Successful litigation against the Commonwealth of Massachusetts made an original, legal, and moral case for building alternative transportation in Somerville: the Green Line Extension (GLX). Having campaigned on extending the Green Line—first as alderman, then as mayor—Joe Curtatone took office as mayor in 2005. His first victory was creating a MBTA “T” stop for the Orange Line at Assembly Station. Working with the same coalition of nonprofits, he pursued a participatory visioning process (“SomerVision”) that brought together over sixty organizations from different sectors in Somerville that had a common vision for the GLX. Curtatone overcame hiccups surrounding industrial parcels and successfully kept the project eligible for a federal NewStarts grant; using an economic-development narrative, he acquired the problematic parcels through eminent domain. By 2014-2015, though, the project was running over budget and it was uncertain whether the Commonwealth would support the GLX.

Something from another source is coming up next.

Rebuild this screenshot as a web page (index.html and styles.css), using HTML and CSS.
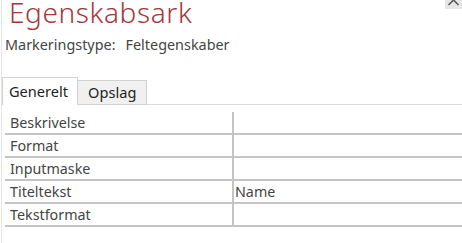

Curtatone negotiated with the State of Massachusetts and agreed on simplifications to the original GLX, including a shorter route that would no longer directly benefit neighboring regional communities. He also negotiated project funding by the Cities of Cambridge and Somerville and the Boston Regional Metropolitan Planning Organization board (BRMPO). But then, the Commonwealth announced a shortfall of roughly $200 million that Curtatone resolved through an agreement: Somerville paid $50M, Cambridge $25M, and the BRMPO diverted funding for the rest. The narrower GLX project was approved, and construction began in May 2018.
This case is designed as the capstone case in a series of negotiation cases developed by the Bloomberg Harvard City Leadership Initiative. It is recommended for participants with some negotiation experience.
Utilize a set of multiparty negotiation concepts: unstable coalitions, sequencing, process and process leadership, game-changing moves, BATNA-weakening, broadcasting and narrowcasting, and dealing with spoilers.
Analyze the following features of a long-term, multi-party negotiation: dynamic/changing elements, with decisions dependent on things that may lead to unintended consequences; multi-sector and multi-level components, which require synchronization; and cognitive flooding, which may overwhelm decision-makers at critical moments.
Examine “complex collaboration,” where many stakeholders may generally agree on a goal or vision, but negotiation dynamics still require tremendous financial, temporal, and spatial alignment across sectors and levels of government.